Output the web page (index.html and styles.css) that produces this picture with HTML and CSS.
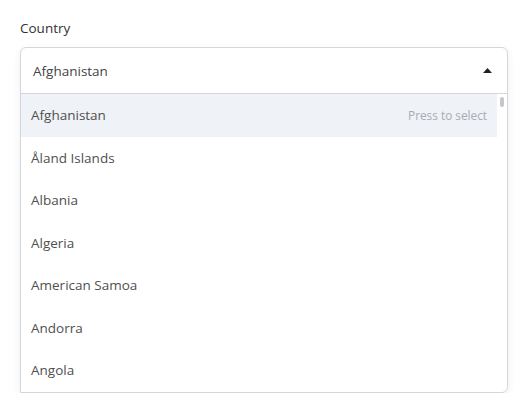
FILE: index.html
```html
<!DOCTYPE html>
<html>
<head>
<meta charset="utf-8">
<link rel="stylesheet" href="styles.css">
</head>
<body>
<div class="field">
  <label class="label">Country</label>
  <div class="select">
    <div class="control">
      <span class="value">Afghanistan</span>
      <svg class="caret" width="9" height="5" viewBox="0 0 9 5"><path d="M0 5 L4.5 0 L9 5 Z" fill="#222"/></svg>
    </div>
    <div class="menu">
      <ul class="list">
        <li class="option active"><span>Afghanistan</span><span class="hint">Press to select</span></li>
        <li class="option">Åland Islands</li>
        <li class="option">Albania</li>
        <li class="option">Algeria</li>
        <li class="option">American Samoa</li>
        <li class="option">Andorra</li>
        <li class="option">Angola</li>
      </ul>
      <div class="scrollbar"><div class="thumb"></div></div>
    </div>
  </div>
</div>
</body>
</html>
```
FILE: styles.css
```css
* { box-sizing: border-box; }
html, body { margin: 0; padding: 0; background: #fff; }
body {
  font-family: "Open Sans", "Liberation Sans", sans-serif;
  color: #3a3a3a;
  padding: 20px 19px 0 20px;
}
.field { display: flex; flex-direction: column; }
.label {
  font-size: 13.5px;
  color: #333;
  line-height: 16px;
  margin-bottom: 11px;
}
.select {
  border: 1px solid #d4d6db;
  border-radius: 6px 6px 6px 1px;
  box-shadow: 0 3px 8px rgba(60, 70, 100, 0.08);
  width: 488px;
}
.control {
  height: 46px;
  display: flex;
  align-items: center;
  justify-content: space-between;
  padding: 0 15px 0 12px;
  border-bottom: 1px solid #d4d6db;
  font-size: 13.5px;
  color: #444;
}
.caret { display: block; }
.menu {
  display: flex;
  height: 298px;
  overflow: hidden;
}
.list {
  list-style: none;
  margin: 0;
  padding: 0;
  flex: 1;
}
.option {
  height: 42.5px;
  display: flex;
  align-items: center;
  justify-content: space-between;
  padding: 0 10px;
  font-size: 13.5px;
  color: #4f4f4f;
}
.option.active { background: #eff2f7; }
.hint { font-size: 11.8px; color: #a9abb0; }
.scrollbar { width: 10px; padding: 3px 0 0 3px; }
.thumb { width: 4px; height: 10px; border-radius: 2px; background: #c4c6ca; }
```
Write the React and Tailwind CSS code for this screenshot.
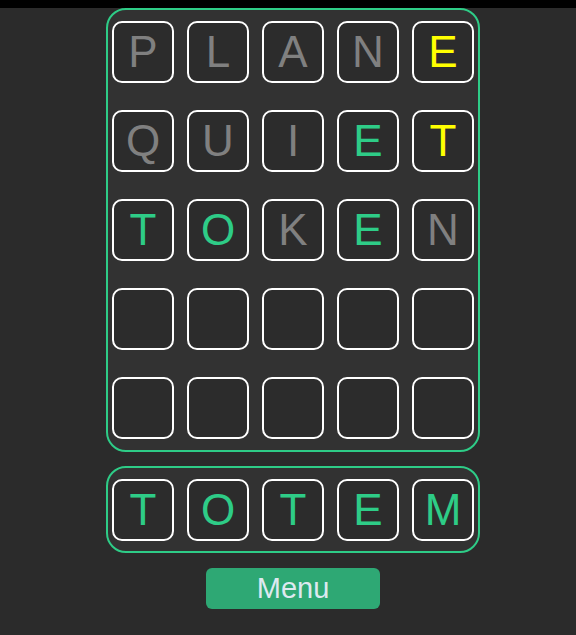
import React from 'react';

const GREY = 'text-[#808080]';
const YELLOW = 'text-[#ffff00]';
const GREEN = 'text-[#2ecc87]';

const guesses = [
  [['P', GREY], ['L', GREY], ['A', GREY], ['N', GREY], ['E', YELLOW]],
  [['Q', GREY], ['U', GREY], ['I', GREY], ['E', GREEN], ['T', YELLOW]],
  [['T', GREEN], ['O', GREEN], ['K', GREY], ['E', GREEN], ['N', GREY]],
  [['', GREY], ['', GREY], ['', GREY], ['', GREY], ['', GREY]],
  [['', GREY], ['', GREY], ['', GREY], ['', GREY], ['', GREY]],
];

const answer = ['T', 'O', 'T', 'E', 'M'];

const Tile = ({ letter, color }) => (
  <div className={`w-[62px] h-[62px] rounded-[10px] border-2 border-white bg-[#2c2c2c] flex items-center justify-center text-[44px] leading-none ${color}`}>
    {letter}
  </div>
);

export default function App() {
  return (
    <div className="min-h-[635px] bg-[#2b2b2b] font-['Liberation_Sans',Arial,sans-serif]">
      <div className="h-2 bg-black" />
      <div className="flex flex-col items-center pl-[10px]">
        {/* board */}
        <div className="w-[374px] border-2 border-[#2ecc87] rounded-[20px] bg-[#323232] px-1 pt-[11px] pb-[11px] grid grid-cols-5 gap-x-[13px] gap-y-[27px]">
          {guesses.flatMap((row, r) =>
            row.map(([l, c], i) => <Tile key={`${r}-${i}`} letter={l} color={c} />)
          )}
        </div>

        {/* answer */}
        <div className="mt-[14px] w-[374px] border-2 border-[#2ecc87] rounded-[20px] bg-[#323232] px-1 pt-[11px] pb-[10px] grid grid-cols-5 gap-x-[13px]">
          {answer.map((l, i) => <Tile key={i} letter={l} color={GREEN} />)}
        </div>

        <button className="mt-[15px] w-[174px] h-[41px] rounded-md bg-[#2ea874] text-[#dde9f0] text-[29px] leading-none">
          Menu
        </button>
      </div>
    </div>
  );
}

☆ ☆ ☆

Task to carry out> Every line of the data should be copied as it stands, without the images.

Response below>
Output the web page (index.html and styles.css) that produces this picture with HTML and CSS.
FILE: index.html
```html
<!DOCTYPE html>
<html>
<head>
<meta charset="utf-8">
<link rel="stylesheet" href="styles.css">
</head>
<body>
<div class="field">
  <label class="label">Country</label>
  <div class="select">
    <div class="control">
      <span class="value">Afghanistan</span>
      <svg class="caret" width="9" height="5" viewBox="0 0 9 5"><path d="M0 5 L4.5 0 L9 5 Z" fill="#222"/></svg>
    </div>
    <div class="menu">
      <ul class="list">
        <li class="option active"><span>Afghanistan</span><span class="hint">Press to select</span></li>
        <li class="option">Åland Islands</li>
        <li class="option">Albania</li>
        <li class="option">Algeria</li>
        <li class="option">American Samoa</li>
        <li class="option">Andorra</li>
        <li class="option">Angola</li>
      </ul>
      <div class="scrollbar"><div class="thumb"></div></div>
    </div>
  </div>
</div>
</body>
</html>
```
FILE: styles.css
```css
* { box-sizing: border-box; }
html, body { margin: 0; padding: 0; background: #fff; }
body {
  font-family: "Open Sans", "Liberation Sans", sans-serif;
  color: #3a3a3a;
  padding: 20px 19px 0 20px;
}
.field { display: flex; flex-direction: column; }
.label {
  font-size: 13.5px;
  color: #333;
  line-height: 16px;
  margin-bottom: 11px;
}
.select {
  border: 1px solid #d4d6db;
  border-radius: 6px 6px 6px 1px;
  box-shadow: 0 3px 8px rgba(60, 70, 100, 0.08);
  width: 488px;
}
.control {
  height: 46px;
  display: flex;
  align-items: center;
  justify-content: space-between;
  padding: 0 15px 0 12px;
  border-bottom: 1px solid #d4d6db;
  font-size: 13.5px;
  color: #444;
}
.caret { display: block; }
.menu {
  display: flex;
  height: 298px;
  overflow: hidden;
}
.list {
  list-style: none;
  margin: 0;
  padding: 0;
  flex: 1;
}
.option {
  height: 42.5px;
  display: flex;
  align-items: center;
  justify-content: space-between;
  padding: 0 10px;
  font-size: 13.5px;
  color: #4f4f4f;
}
.option.active { background: #eff2f7; }
.hint { font-size: 11.8px; color: #a9abb0; }
.scrollbar { width: 10px; padding: 3px 0 0 3px; }
.thumb { width: 4px; height: 10px; border-radius: 2px; background: #c4c6ca; }
```
Write the React and Tailwind CSS code for this screenshot.
import React from 'react';

const GREY = 'text-[#808080]';
const YELLOW = 'text-[#ffff00]';
const GREEN = 'text-[#2ecc87]';

const guesses = [
  [['P', GREY], ['L', GREY], ['A', GREY], ['N', GREY], ['E', YELLOW]],
  [['Q', GREY], ['U', GREY], ['I', GREY], ['E', GREEN], ['T', YELLOW]],
  [['T', GREEN], ['O', GREEN], ['K', GREY], ['E', GREEN], ['N', GREY]],
  [['', GREY], ['', GREY], ['', GREY], ['', GREY], ['', GREY]],
  [['', GREY], ['', GREY], ['', GREY], ['', GREY], ['', GREY]],
];

const answer = ['T', 'O', 'T', 'E', 'M'];

const Tile = ({ letter, color }) => (
  <div className={`w-[62px] h-[62px] rounded-[10px] border-2 border-white bg-[#2c2c2c] flex items-center justify-center text-[44px] leading-none ${color}`}>
    {letter}
  </div>
);

export default function App() {
  return (
    <div className="min-h-[635px] bg-[#2b2b2b] font-['Liberation_Sans',Arial,sans-serif]">
      <div className="h-2 bg-black" />
      <div className="flex flex-col items-center pl-[10px]">
        {/* board */}
        <div className="w-[374px] border-2 border-[#2ecc87] rounded-[20px] bg-[#323232] px-1 pt-[11px] pb-[11px] grid grid-cols-5 gap-x-[13px] gap-y-[27px]">
          {guesses.flatMap((row, r) =>
            row.map(([l, c], i) => <Tile key={`${r}-${i}`} letter={l} color={c} />)
          )}
        </div>

        {/* answer */}
        <div className="mt-[14px] w-[374px] border-2 border-[#2ecc87] rounded-[20px] bg-[#323232] px-1 pt-[11px] pb-[10px] grid grid-cols-5 gap-x-[13px]">
          {answer.map((l, i) => <Tile key={i} letter={l} color={GREEN} />)}
        </div>

        <button className="mt-[15px] w-[174px] h-[41px] rounded-md bg-[#2ea874] text-[#dde9f0] text-[29px] leading-none">
          Menu
        </button>
      </div>
    </div>
  );
}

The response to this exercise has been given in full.